What Is The Difference Between credence and belief?

Credence is close in meaning to belief, but there are differences. Unlike belief, credence is seldom used in connection with faith in a religion or philosophy. Instead credence is often used in reference to reports, rumors, and opinions. And, unlike belief, it tends to be used with the words give, lack, lend,and gain. So a new piece of evidence may lend credence to the alibi of a criminal suspect. Claims that a political candidate can become the next President gain credence only after the candidate wins a few primaries. And although stories about Elvis sightings persist, they lack credence for most people.

Examples of credence in a Sentence

The theory is gaining credence among scientists. I'm afraid I don't put much credence in common gossip.

Recent Examples on the Web

This season’s races, which have drawn between 1,300 and 5,000 fans, lend credence to that theory, as does the gratitude Betteral and Bennett get from speedway regulars. Pat Muir, The Seattle Times, "Yakima Speedway: a throwback in danger of closing forever," 3 Sep. 2018 But what happened with Strzok and what happened with Ohr, these are unfortunate circumstances that do lend to people who were inclined to disbelieve what Mueller comes up with that lends credence to that concern.
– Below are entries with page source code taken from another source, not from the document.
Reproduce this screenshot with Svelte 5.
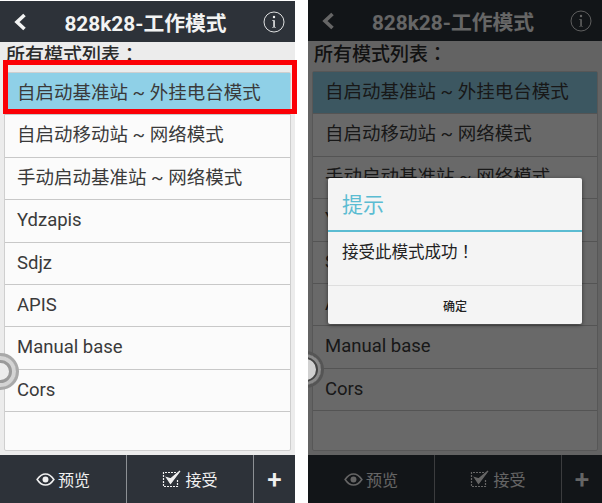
<script>
  const modes = [
    '自启动基准站 ~ 外挂电台模式',
    '自启动移动站 ~ 网络模式',
    '手动启动基准站 ~ 网络模式',
    'Ydzapis',
    'Sdjz',
    'APIS',
    'Manual base',
    'Cors'
  ];
</script>

{#snippet phone(dimmed)}
  <section class="phone" class:dimmed>
    <header class="topbar">
      <svg class="back" viewBox="0 0 16 20" width="16" height="20" aria-hidden="true">
        <path d="M12.5 3 L5 10 L12.5 17" fill="none" stroke="currentColor" stroke-width="3.6" />
      </svg>
      <h1>828k28-工作模式</h1>
      <svg class="info" viewBox="0 0 22 22" width="22" height="22" aria-hidden="true">
        <circle cx="11" cy="11" r="10" fill="none" stroke="currentColor" stroke-width="0.9" />
        <circle cx="11" cy="6" r="1.2" fill="currentColor" />
        <path d="M9.2 9.2 H11.8 V15.9 H13 V16.6 H9 V15.9 H10.3 V9.9 H9.2 Z" fill="currentColor" />
      </svg>
    </header>

    <main class="content">
      <p class="label">所有模式列表：</p>
      <ul class="modes">
        {#each modes as mode, i}
          <li class:selected={i === 0}>{mode}</li>
        {/each}
      </ul>
    </main>

    <footer class="actions">
      <button class="preview">
        <svg viewBox="0 0 20 14" width="19" height="13" aria-hidden="true">
          <path d="M1 7 C4 2.5 7 1 10 1 C13 1 16 2.5 19 7 C16 11.500 13 13 10 13 C7 13 4 11.500 1 7 Z" fill="none" stroke="currentColor" stroke-width="1.7" />
          <circle cx="10" cy="7" r="3.200" fill="currentColor" />
        </svg>
        预览
      </button>
      <button class="accept">
        <svg viewBox="0 0 20 18" width="20" height="18" aria-hidden="true">
          <path d="M14 2.500 H1.500 V16.500 H15.500 V10" fill="none" stroke="currentColor" stroke-width="1.200" stroke-dasharray="2 1" />
          <path d="M4.500 7.500 L8.500 13.500 L18 1 L8.800 8.800 Z" fill="currentColor" stroke="currentColor" stroke-width="1.200" />
        </svg>
        接受
      </button>
      <button class="more">+</button>
    </footer>

    {#if dimmed}
      <div class="scrim"></div>
      <div class="dialog">
        <h2>提示</h2>
        <p>接受此模式成功！</p>
        <button>确定</button>
      </div>
    {:else}
      <div class="highlight"></div>
    {/if}

    <div class="floater"></div>
  </section>
{/snippet}

<div class="page">
  {@render phone(false)}
  {@render phone(true)}
</div>

<style>
  :global(body) {
    background: #fff;
  }

  .page {
    display: flex;
    gap: 13px;
    width: 602px;
    height: 503px;
    overflow: hidden;
    background: #fff;
    font-family: Roboto, "Noto Sans CJK SC", sans-serif;
  }

  .phone {
    position: relative;
    display: flex;
    flex-direction: column;
    flex: none;
    width: 295px;
    height: 502px;
    margin-top: 1px;
  }

  .phone.dimmed {
    width: 294px;
    height: 503px;
    margin-top: 0;
    overflow: hidden;
  }

  .topbar {
    display: flex;
    flex: none;
    align-items: center;
    height: 41px;
    padding: 0 10px 0 12px;
    color: #f2f3f3;
    background: #2d3239;
  }

  h1 {
    flex: 1;
    margin: 0;
    font-size: 20.800px;
    font-weight: 700;
    text-align: center;
    white-space: nowrap;
  }

  .content {
    flex: 1;
    display: flex;
    flex-direction: column;
    min-height: 0;
    padding: 0 4px 4px;
    background: #ececec;
  }

  .label {
    flex: none;
    height: 30px;
    margin: 0 0 0 2px;
    font-family: Roboto, "Noto Sans CJK TC", sans-serif;
    font-size: 19px;
    font-weight: 500;
    line-height: 28px;
    color: #2b2b2b;
  }

  .modes {
    flex: 1;
    min-height: 0;
    margin: 0;
    padding: 0;
    list-style: none;
    border: 1px solid #cfcfcf;
    border-radius: 2px;
    background: #fbfbfb;
  }

  li {
    height: 42.400px;
    box-sizing: border-box;
    padding-left: 12px;
    font-size: 18.500px;
    line-height: 41px;
    color: #3a3a3a;
    border-bottom: 1px solid #c8c8c8;
    white-space: nowrap;
  }

  li.selected {
    background: #8fd0e7;
  }

  .actions {
    display: flex;
    flex: none;
    height: 48px;
    color: #f0f0f0;
    background: #2d3239;
  }

  .actions button {
    display: flex;
    align-items: center;
    justify-content: center;
    gap: 3px;
    padding: 0;
    border: 0;
    border-right: 1px solid #8c9094;
    font: inherit;
    font-size: 16px;
    color: inherit;
    background: none;
  }

  .preview {
    width: 127px;
  }

  .accept {
    width: 127px;
  }

  .actions .more {
    flex: 1;
    border-right: 0;
    font-size: 26px;
    font-weight: 500;
  }

  .scrim {
    position: absolute;
    inset: 0;
    background: rgba(0, 0, 0, 0.58);
  }

  .highlight {
    position: absolute;
    left: 3px;
    top: 59px;
    width: 294px;
    height: 54px;
    box-sizing: border-box;
    border: 5px solid #fb0006;
  }

  .floater {
    position: absolute;
    left: -18px;
    top: 352px;
    width: 37px;
    height: 37px;
    box-sizing: border-box;
    border: 3px solid #a9a9a9;
    border-radius: 50%;
    background: #ececec;
    box-shadow: inset 0 0 0 4px #d4d4d4, inset 0 0 0 7px #9a9a9a;
  }

  .dimmed .floater {
    left: -21px;
    top: 351px;
    border-color: #555;
    box-shadow: inset 0 0 0 3px #8a8a8a, inset 0 0 0 5px #444;
    background: #d0d0d0;
  }

  .dialog {
    position: absolute;
    left: 20px;
    top: 178px;
    width: 254px;
    height: 146px;
    border-radius: 2px;
    display: flex;
    flex-direction: column;
    background: #f4f4f4;
    box-shadow: 0 1px 4px rgba(0, 0, 0, 0.5);
  }

  h2 {
    box-sizing: border-box;
    height: 54px;
    margin: 0;
    padding-left: 14px;
    font-size: 21px;
    font-weight: 400;
    line-height: 55px;
    color: #5bbcd2;
    border-bottom: 2px solid #5bbcd2;
  }

  .dialog p {
    flex: 1;
    margin: 0;
    padding: 10px 14px 0;
    font-family: Roboto, "Noto Sans CJK TC", sans-serif;
    font-size: 16.500px;
    line-height: 22px;
    color: #222;
  }

  .dialog button {
    height: 39px;
    padding: 0;
    border: 0;
    border-top: 1px solid #dedede;
    font: inherit;
    font-size: 12px;
    font-weight: 500;
    color: #222;
    background: none;
  }
</style>
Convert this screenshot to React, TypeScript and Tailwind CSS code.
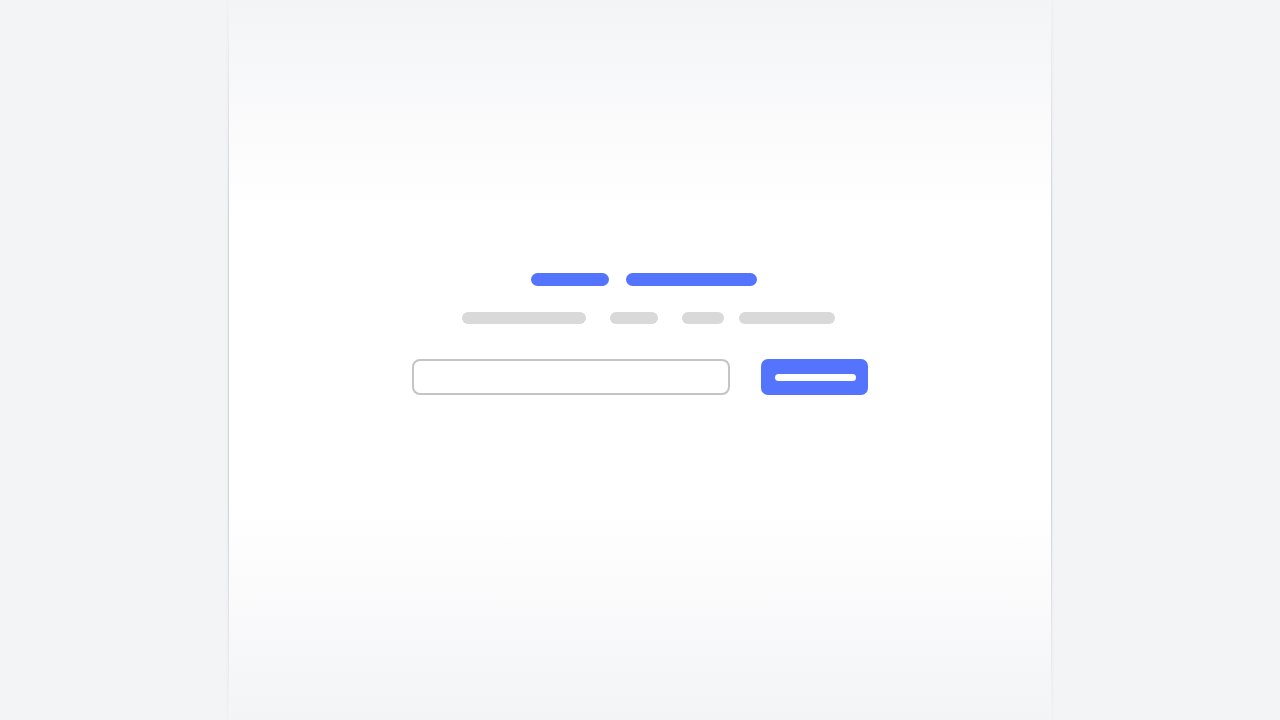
export default function App() {
  return (
    <div className="min-h-screen w-full bg-[#f3f4f6] flex justify-center font-['Liberation_Sans',sans-serif]">
      {/* edge line that fades out toward top and bottom */}
      <div className="h-[720px] px-[1px] bg-[linear-gradient(to_bottom,#f3f4f6_0%,#d2d2d4_30%,#d2d2d4_70%,#f3f4f6_100%)] shadow-[0_0_3px_rgba(0,0,0,0.05)]">
        <div className="w-[822px] h-[720px] bg-[linear-gradient(to_bottom,#f3f4f6_0%,#ffffff_30%,#ffffff_70%,#f3f4f6_100%)] flex flex-col items-center pt-[273px]">
          {/* heading placeholders */}
          <div className="flex gap-[17px] pl-[8px]">
            <div className="w-[78px] h-[13px] rounded-full bg-[#5474fe]" />
            <div className="w-[131px] h-[13px] rounded-full bg-[#5474fe]" />
          </div>

          {/* subtitle placeholders */}
          <div className="flex mt-[26px] pl-[17px]">
            <div className="w-[124px] h-[12px] rounded-full bg-[#d9d9d9]" />
            <div className="w-[48px] h-[12px] rounded-full bg-[#d9d9d9] ml-[24px]" />
            <div className="w-[42px] h-[12px] rounded-full bg-[#d9d9d9] ml-[24px]" />
            <div className="w-[96px] h-[12px] rounded-full bg-[#d9d9d9] ml-[15px]" />
          </div>

          {/* form */}
          <div className="flex gap-[31px] mt-[35px]">
            <div className="w-[318px] h-[36px] rounded-[8px] border-2 border-[#c4c4c4] bg-white" />
            <button className="w-[107px] h-[36px] rounded-[7px] bg-[#5474fe] flex items-center justify-center">
              <span className="block w-[81px] h-[7px] rounded-full bg-white ml-[2px]" />
            </button>
          </div>
        </div>
      </div>
    </div>
  );
}
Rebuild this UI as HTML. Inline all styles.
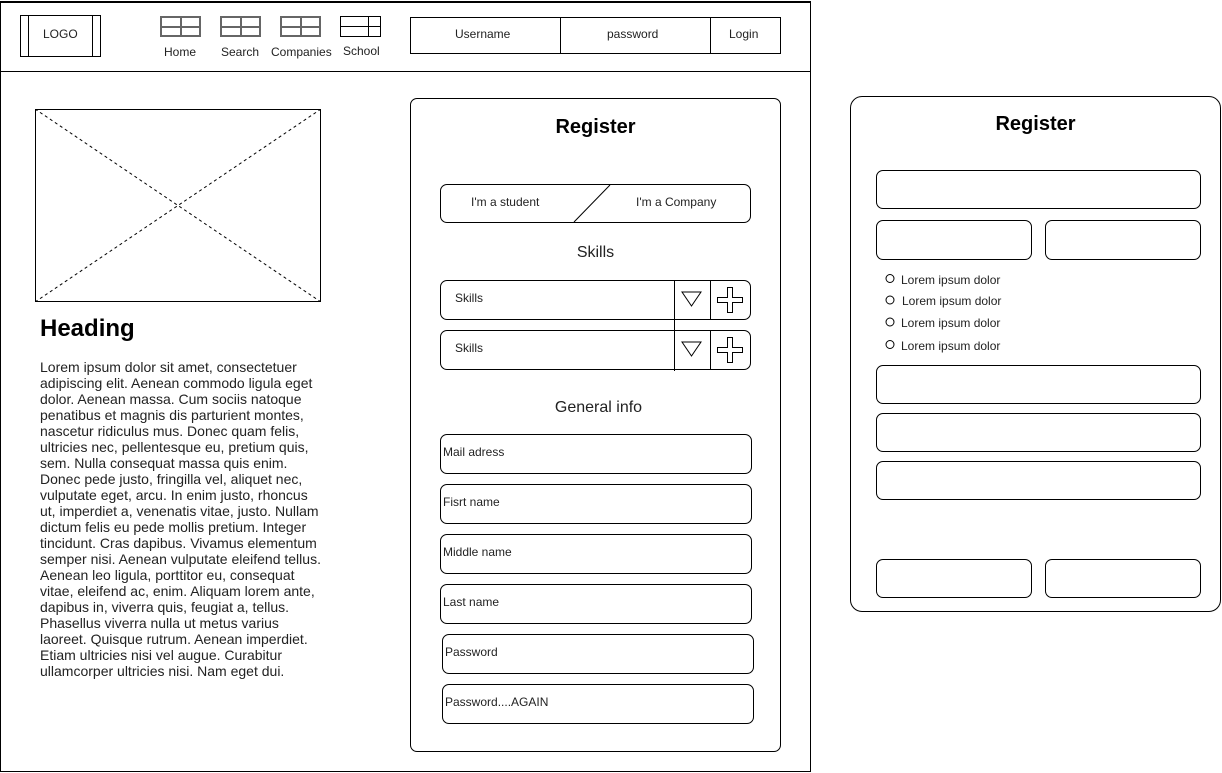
<!DOCTYPE html>
<html><head><meta charset="utf-8"><style>
body{margin:0;width:1222px;height:773px;background:#fff;position:relative;font-family:"Liberation Sans",sans-serif;color:#222;overflow:hidden}
.a{position:absolute;box-sizing:border-box}
.b{border:1px solid #000}
.r{border-radius:7px}
.t{position:absolute;font-size:12px;white-space:nowrap}
.ico{position:absolute;width:41px;height:21px;border:2px solid #666;box-sizing:border-box}
.ico:before{content:"";position:absolute;left:0;right:0;top:8px;border-top:2px solid #666}
.ico:after{content:"";position:absolute;top:0;bottom:0;left:18px;border-left:2px solid #666}
.fld{position:absolute;box-sizing:border-box;border:1px solid #000;border-radius:7px;font-size:12px;padding-left:2px;padding-bottom:4px;display:flex;align-items:center}
</style></head><body>
<div class="a b" style="left:0;top:1px;width:811px;height:771px;border-top:2px solid #000"></div>
<div class="a" style="left:0;top:71px;width:811px;border-top:1px solid #000"></div>
<div class="a b" style="left:20px;top:15px;width:81px;height:42px"></div>
<div class="a" style="left:28px;top:15px;width:65px;height:42px;border-left:1px solid #000;border-right:1px solid #000"></div>
<div class="t" style="left:43px;top:27px">LOGO</div>
<div class="ico" style="left:160px;top:16px"></div>
<div class="ico" style="left:220px;top:16px"></div>
<div class="ico" style="left:280px;top:16px"></div>
<div class="a" style="left:340px;top:16px;width:41px;height:21px;border:1px solid #000"></div>
<div class="a" style="left:340px;top:26px;width:41px;border-top:1px solid #000"></div>
<div class="a" style="left:368px;top:16px;height:21px;border-left:1px solid #000"></div>
<div class="t" style="left:164px;top:45px">Home</div>
<div class="t" style="left:221px;top:45px">Search</div>
<div class="t" style="left:271px;top:45px">Companies</div>
<div class="t" style="left:343px;top:44px">School</div>
<div class="a b" style="left:410px;top:17px;width:371px;height:37px"></div>
<div class="a" style="left:560px;top:17px;height:37px;border-left:1px solid #000"></div>
<div class="a" style="left:710px;top:17px;height:37px;border-left:1px solid #000"></div>
<div class="t" style="left:455px;top:27px">Username</div>
<div class="t" style="left:607px;top:27px">password</div>
<div class="t" style="left:729px;top:27px">Login</div>

<svg class="a" style="left:35px;top:109px" width="286" height="193"><rect x="0.5" y="0.5" width="285" height="192" fill="none" stroke="#000"/><line x1="0" y1="0" x2="286" y2="193" stroke="#000" stroke-dasharray="3,3"/><line x1="286" y1="0" x2="0" y2="193" stroke="#000" stroke-dasharray="3,3"/></svg>
<div class="t" style="left:40px;top:315px;font-size:24px;font-weight:bold;color:#000">Heading</div>
<div class="a" style="left:40px;top:359px;font-size:14px;line-height:16px;white-space:nowrap">Lorem ipsum dolor sit amet, consectetuer<br>adipiscing elit. Aenean commodo ligula eget<br>dolor. Aenean massa. Cum sociis natoque<br>penatibus et magnis dis parturient montes,<br>nascetur ridiculus mus. Donec quam felis,<br>ultricies nec, pellentesque eu, pretium quis,<br>sem. Nulla consequat massa quis enim.<br>Donec pede justo, fringilla vel, aliquet nec,<br>vulputate eget, arcu. In enim justo, rhoncus<br>ut, imperdiet a, venenatis vitae, justo. Nullam<br>dictum felis eu pede mollis pretium. Integer<br>tincidunt. Cras dapibus. Vivamus elementum<br>semper nisi. Aenean vulputate eleifend tellus.<br>Aenean leo ligula, porttitor eu, consequat<br>vitae, eleifend ac, enim. Aliquam lorem ante,<br>dapibus in, viverra quis, feugiat a, tellus.<br>Phasellus viverra nulla ut metus varius<br>laoreet. Quisque rutrum. Aenean imperdiet.<br>Etiam ultricies nisi vel augue. Curabitur<br>ullamcorper ultricies nisi. Nam eget dui.</div>

<div class="a b r" style="left:410px;top:98px;width:371px;height:654px"></div>
<div class="t" style="left:410px;width:371px;text-align:center;top:116px;font-size:20px;font-weight:bold;color:#000">Register</div>
<div class="a b r" style="left:440px;top:184px;width:311px;height:39px"></div>
<svg class="a" style="left:570px;top:184px" width="45" height="40"><line x1="4" y1="38" x2="40" y2="1" stroke="#000"/></svg>
<div class="t" style="left:471px;top:195px">I'm a student</div>
<div class="t" style="left:636px;top:195px">I'm a Company</div>
<div class="t" style="left:410px;width:371px;text-align:center;top:244px;font-size:16px">Skills</div>
<div class="t" style="left:413px;width:371px;text-align:center;top:399px;font-size:16px">General info</div>

<div class="fld" style="left:440px;top:280px;width:311px;height:40px;padding-left:14px">Skills</div>
<div class="fld" style="left:440px;top:330px;width:311px;height:40px;padding-left:14px">Skills</div>
<div class="a" style="left:674px;top:280px;height:91px;border-left:1px solid #000"></div>
<div class="a" style="left:710px;top:280px;height:40px;border-left:1px solid #000"></div>
<div class="a" style="left:710px;top:330px;height:40px;border-left:1px solid #000"></div>
<svg class="a" style="left:680px;top:288px" width="24" height="22"><polygon points="2,4 21,4 11.5,18" fill="none" stroke="#000"/></svg>
<svg class="a" style="left:680px;top:338px" width="24" height="22"><polygon points="2,4 21,4 11.5,18" fill="none" stroke="#000"/></svg>
<svg class="a" style="left:716px;top:286px" width="30" height="30"><path d="M11.5 1.5h5v10h10v5h-10v10h-5v-10h-10v-5h10z" fill="none" stroke="#000"/></svg>
<svg class="a" style="left:716px;top:336px" width="30" height="30"><path d="M11.5 1.5h5v10h10v5h-10v10h-5v-10h-10v-5h10z" fill="none" stroke="#000"/></svg>

<div class="fld" style="left:440px;top:434px;width:312px;height:40px">Mail adress</div>
<div class="fld" style="left:440px;top:484px;width:312px;height:40px">Fisrt name</div>
<div class="fld" style="left:440px;top:534px;width:312px;height:40px">Middle name</div>
<div class="fld" style="left:440px;top:584px;width:312px;height:40px">Last name</div>
<div class="fld" style="left:442px;top:634px;width:312px;height:40px">Password</div>
<div class="fld" style="left:442px;top:684px;width:312px;height:40px">Password....AGAIN</div>

<div class="a b" style="left:850px;top:96px;width:371px;height:516px;border-radius:12px"></div>
<div class="t" style="left:850px;width:371px;text-align:center;top:113px;font-size:20px;font-weight:bold;color:#000">Register</div>
<div class="fld" style="left:876px;top:170px;width:325px;height:39px"></div>
<div class="fld" style="left:876px;top:220px;width:156px;height:40px"></div>
<div class="fld" style="left:1045px;top:220px;width:156px;height:40px"></div>
<div class="fld" style="left:876px;top:365px;width:325px;height:39px"></div>
<div class="fld" style="left:876px;top:413px;width:325px;height:39px"></div>
<div class="fld" style="left:876px;top:461px;width:325px;height:39px"></div>
<div class="fld" style="left:876px;top:559px;width:156px;height:39px"></div>
<div class="fld" style="left:1045px;top:559px;width:156px;height:39px"></div>
<svg class="a" style="left:884px;top:272px" width="14" height="80"><g fill="none" stroke="#000"><circle cx="6" cy="6.5" r="4"/><circle cx="6" cy="28" r="4"/><circle cx="6" cy="50" r="4"/><circle cx="6" cy="72.5" r="4"/></g></svg>
<div class="t" style="left:901px;top:273px">Lorem ipsum dolor</div>
<div class="t" style="left:902px;top:294px">Lorem ipsum dolor</div>
<div class="t" style="left:901px;top:316px">Lorem ipsum dolor</div>
<div class="t" style="left:901px;top:339px">Lorem ipsum dolor</div>
</body></html>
Fox News, "Former top intelligence officials come to Brennan's defense," 18 Aug. 2018 Blue-state liberals, especially those thinking about 2020 presidential runs, will want to use every procedural and public relations tool at their disposal to delay the vote, even if the charges against Kavanaugh don’t grow in credence. Chris Stirewalt, Fox News, "Will a justice delayed be a justice denied?," 19 Sep. 2018 Two new studies lend scientific credence to my experience. Brad Stulberg, Outside Online, "Lifting Weights Helps Ease Anxiety and Depression," 5 July 2018 The win over Montini, the 2016 Class 3A state champion, was a confidence-booster for the Ramblers, lending credence to the notion that Loyola can compete with anyone. Steve Reaven, chicagotribune.com, "Loyola softball off to robust start thanks to high-powered offense," 20 Apr. 2018 The story comes from Spanish outlet AS and is given credence as the journalist responsible, Joaquin Maroto, is said to have close ties to Hierro and is with the squad in Russia. SI.com, "Spain Boss Considers Benching David de Gea for World Cup Last 16 Tie in Bid to Solve Leaky Defence," 26 June 2018 The population shift could give credence to the argument that the city’s efforts to clear away downtown homeless camps last yearresulted in homeless people moving elsewhere. Gary Warth, sandiegouniontribune.com, "Data shows homeless on the move in San Diego," 25 June 2018 But, in another perspective, 233 scientists are calling to restrict neonicotinoids, arguing that global environmental factors—not just human health—should be given credence in deciding how, and how much of, these agents are used. Diana Gitig, Ars Technica, "Glyphosate is safe, but some scientists still question how we regulate it," 5 June 2018

These example sentences are selected automatically from various online news sources to reflect current usage of the word 'credence.' Views expressed in the examples do not represent the opinion of Merriam-Webster or its editors. Send us feedback.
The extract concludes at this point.